Plato's Closet $100K shoplifting problem - WALB.com, South Georgia News, Weather, Sports

Plato's Closet $100K shoplifting problem

Plato's Closet's staff have been dealing with a major shoplifting problem. (Source: WALB) Plato's Closet's staff have been dealing with a major shoplifting problem. (Source: WALB)
Plato's Closet's store manager Jerhonda Bernard (Source: WALB) Plato's Closet's store manager Jerhonda Bernard (Source: WALB)
District Attorney Greg Edwards (Source: WALB) District Attorney Greg Edwards (Source: WALB)
Plato's Closet staff plan to beef up security to deter shoplifting. (Source: WALB) Plato's Closet staff plan to beef up security to deter shoplifting. (Source: WALB)
ALBANY, GA (WALB) -

Plato's Closet's staff have been dealing with a major shoplifting problem, one that has cost them more than $100,000 dollars in stolen merchandise in a year's time. 

Plato's Closet's store manager Jerhonda Bernard is often on the lookout for empty hangers, a sign of store theft. 

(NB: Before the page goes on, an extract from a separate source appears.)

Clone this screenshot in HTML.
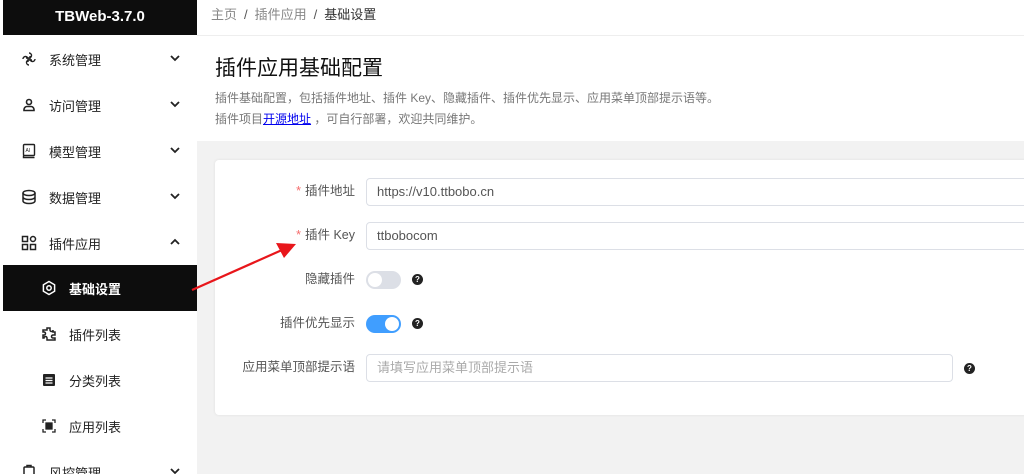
<!DOCTYPE html>
<html><head><meta charset="utf-8">
<style>
*{box-sizing:border-box;margin:0;padding:0}
html,body{width:1024px;height:474px;overflow:hidden}
body{background:#f2f2f2;font-family:"Liberation Sans","Noto Sans CJK SC",sans-serif;position:relative}
.side{position:absolute;left:0;top:0;width:197px;height:474px;background:#fff;border-left:3px solid #fff}
.logo{height:35px;background:#0d0d0d;color:#fff;font-weight:bold;font-size:15px;text-align:center;line-height:33px}
.item{position:absolute;left:3px;width:194px;height:46px;font-size:13px;color:#222;display:flex;align-items:center}
.item svg{position:absolute;left:18px}
.item .t{position:absolute;left:46px}
.item .ch{position:absolute;left:166px;top:17px;width:12px;height:10px}
.sub svg{left:38px}.sub .t{left:66px}
.act{background:#0d0d0d;color:#fff;font-weight:bold}
.main{position:absolute;left:197px;top:0;right:0;height:141px;background:#fff}
.bc{height:36px;border-bottom:1px solid #eee;font-size:13px;color:#888;padding-left:14px;line-height:30px}
.bc b{font-weight:normal;color:#333}
.bc i{font-style:normal;color:#555;margin:0 7px}
h1{position:absolute;left:18px;top:52px;font-size:21px;font-weight:normal;color:#111}
.d{position:absolute;left:18px;font-size:12px;color:#777}
.d a{color:#00e;text-decoration:underline}
.card{position:absolute;left:215px;top:160px;width:830px;height:255px;background:#fff;border-radius:4px;box-shadow:0 0 3px rgba(0,0,0,.08)}
.lab{position:absolute;right:690px;font-size:12.5px;color:#555;text-align:right;white-space:nowrap}
.lab s{text-decoration:none;color:#f56c6c;margin-right:4px}
.inp{position:absolute;left:151px;height:28px;border:1px solid #dcdfe6;border-radius:4px;font-size:13px;color:#555;padding-left:10px;line-height:26px}
.tg{position:absolute;left:151px;width:35px;height:18px;border-radius:9px;background:#dcdfe6}
.tg:after{content:"";position:absolute;top:2px;left:2px;width:14px;height:14px;border-radius:50%;background:#fff}
.tg.on{background:#409eff}.tg.on:after{left:19px}
.q{position:absolute;width:11px;height:11px;border-radius:50%;background:#222;color:#fff;font-size:8px;font-weight:bold;text-align:center;line-height:11px}
</style></head><body>
<div class="side">
<div class="logo">TBWeb-3.7.0</div>
</div>
<div class="item" style="top:36px"><svg width="16" height="16" viewBox="0 0 16 16" fill="none" stroke="#222" stroke-width="1.4"><path d="M8 2a2.5 2.5 0 0 1 0 5H5M8 14a2.5 2.5 0 0 1 0-5h3M2 8a2.5 2.5 0 0 1 5 0v3M14 8a2.5 2.5 0 0 1-5 0V5"/></svg><span class="t">系统管理</span><svg class="ch" viewBox="0 0 12 10"><path d="M2 3l4 4 4-4" fill="none" stroke="#222" stroke-width="1.8"/></svg></div>
<div class="item" style="top:82px"><svg width="16" height="16" viewBox="0 0 16 16" fill="none" stroke="#222" stroke-width="1.6"><circle cx="8" cy="5" r="2.5"/><path d="M3 13.5h10v-1a3 3 0 0 0-3-3H6a3 3 0 0 0-3 3z"/></svg><span class="t">访问管理</span><svg class="ch" viewBox="0 0 12 10"><path d="M2 3l4 4 4-4" fill="none" stroke="#222" stroke-width="1.8"/></svg></div>
<div class="item" style="top:128px"><svg width="16" height="16" viewBox="0 0 16 16" fill="none" stroke="#222" stroke-width="1.4"><rect x="2.5" y="1.5" width="11" height="11" rx="1"/><path d="M2.5 12.5v2h11"/><text x="4.5" y="9" font-size="5" fill="#222" stroke="none" font-family="Liberation Sans">AI</text></svg><span class="t">模型管理</span><svg class="ch" viewBox="0 0 12 10"><path d="M2 3l4 4 4-4" fill="none" stroke="#222" stroke-width="1.8"/></svg></div>
<div class="item" style="top:174px"><svg width="16" height="16" viewBox="0 0 16 16" fill="none" stroke="#222" stroke-width="1.5"><ellipse cx="8" cy="4" rx="6" ry="2.5"/><path d="M2 4v8c0 1.4 2.7 2.5 6 2.5s6-1.1 6-2.5V4M2 8c0 1.4 2.7 2.5 6 2.5S14 9.4 14 8"/></svg><span class="t">数据管理</span><svg class="ch" viewBox="0 0 12 10"><path d="M2 3l4 4 4-4" fill="none" stroke="#222" stroke-width="1.8"/></svg></div>
<div class="item" style="top:220px"><svg width="16" height="16" viewBox="0 0 16 16" fill="none" stroke="#222" stroke-width="1.5"><rect x="1.5" y="1.5" width="5" height="5"/><rect x="1.5" y="9.5" width="5" height="5"/><rect x="9.5" y="9.5" width="5" height="5"/><rect x="9.5" y="1.5" width="5" height="5" rx="2.5"/></svg><span class="t">插件应用</span><svg class="ch" viewBox="0 0 12 10"><path d="M2 7l4-4 4 4" fill="none" stroke="#222" stroke-width="1.8"/></svg></div>
<div class="item sub act" style="top:265px"><svg width="16" height="16" viewBox="0 0 16 16" fill="none" stroke="#fff" stroke-width="1.5"><path d="M8 1.5l5.6 3.25v6.5L8 14.5l-5.6-3.25v-6.5z"/><circle cx="8" cy="8" r="2.2"/></svg><span class="t">基础设置</span></div>
<div class="item sub" style="top:311px"><svg width="16" height="16" viewBox="0 0 16 16" fill="none" stroke="#222" stroke-width="1.5"><path d="M6 2h3v2a1.5 1.5 0 0 0 3 0V6h2v3h-2a1.5 1.5 0 0 0 0 3h2v2H6v-2a1.5 1.5 0 0 0-3 0H2V9h1a1.5 1.5 0 0 0 0-3H2V4h4z"/></svg><span class="t">插件列表</span></div>
<div class="item sub" style="top:357px"><svg width="16" height="16" viewBox="0 0 16 16"><rect x="2" y="2" width="12" height="12" rx="1" fill="#222"/><path d="M4.5 6h7M4.5 8.5h7M4.5 11h7" stroke="#fff" stroke-width="1.2"/></svg><span class="t">分类列表</span></div>
<div class="item sub" style="top:403px"><svg width="16" height="16" viewBox="0 0 16 16" fill="none" stroke="#222" stroke-width="1.3"><path d="M2 5V2h3M11 2h3v3M14 11v3h-3M5 14H2v-3"/><rect x="5" y="5" width="2.5" height="2.5" fill="#222"/><rect x="8.5" y="5" width="2.5" height="2.5" fill="#222"/><rect x="5" y="8.5" width="2.5" height="2.5" fill="#222"/><rect x="8.5" y="8.5" width="2.5" height="2.5" fill="#222"/></svg><span class="t">应用列表</span></div>
<div class="item" style="top:449px"><svg width="16" height="16" viewBox="0 0 16 16" fill="none" stroke="#222" stroke-width="1.5"><rect x="3" y="3" width="10" height="12" rx="1"/><path d="M6 3V1.5h4V3"/></svg><span class="t">风控管理</span><svg class="ch" viewBox="0 0 12 10"><path d="M2 3l4 4 4-4" fill="none" stroke="#222" stroke-width="1.8"/></svg></div>

<div class="main">
<div class="bc">主页<i>/</i>插件应用<i>/</i><b>基础设置</b></div>
<h1>插件应用基础配置</h1>
<div class="d" style="top:89px">插件基础配置，包括插件地址、插件 Key、隐藏插件、插件优先显示、应用菜单顶部提示语等。</div>
<div class="d" style="top:110px">插件项目<a href="#">开源地址</a> ，可自行部署，欢迎共同维护。</div>
</div>

<div class="card">
<div class="lab" style="top:20px"><s>*</s>插件地址</div>
<div class="inp" style="top:18px;width:700px">https://v10.ttbobo.cn</div>
<div class="lab" style="top:64px"><s>*</s>插件 Key</div>
<div class="inp" style="top:62px;width:700px">ttbobocom</div>
<div class="lab" style="top:108px">隐藏插件</div>
<div class="tg" style="top:111px"></div>
<div class="q" style="left:197px;top:114px">?</div>
<div class="lab" style="top:152px">插件优先显示</div>
<div class="tg on" style="top:155px"></div>
<div class="q" style="left:197px;top:158px">?</div>
<div class="lab" style="top:196px">应用菜单顶部提示语</div>
<div class="inp" style="top:194px;width:587px;color:#aaa">请填写应用菜单顶部提示语</div>
<div class="q" style="left:749px;top:203px">?</div>
</div>

<svg style="position:absolute;left:0;top:0" width="1024" height="474"><line x1="192" y1="290" x2="282" y2="250" stroke="#e8161b" stroke-width="2.2"/><polygon points="296,244 276,243 284,258" fill="#e8161b"/></svg>
</body></html>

Two months into the new year, and Bernard said there have already been 15 shoplifting incidents.

"I mean it was just that bold where you walk out of the store in broad daylight 12 or 1 o'clock in the afternoon with five bags of merchandise," explained Bernard. 

To do something so bold, Bernard believed requires some preparation. 

"They have someone waiting on them outside in their getaway car, ready to go right then," said Bernard. 

"We were successful in convicting a shoplifter in a jury trial today," said District Attorney Greg Edwards.

He said stealing merchandise in groups is a growing issue in Dougherty County. 

"They come in with two or more persons to act in different roles within the process of shoplifting," said Edwards. 

He also clarified that under Georgia law, shoplifting is the act of concealing an item with an intent to take it. You don't even have to leave the store with items. 

The owner recently bought new walkie talkie monitors to help floor staff to communicate with one another when they spot suspicious activity.  

And Bernard said they plan to start prosecuting shoplifters to put an end to the growing problem.

"It takes away from me being at the job but it's also kind of going to send out a message that we're no longer going to accept it," said Bernard. 

Floor staff have started to walk the store every 15 minutes. 

And they also hired a security guard to watch the store.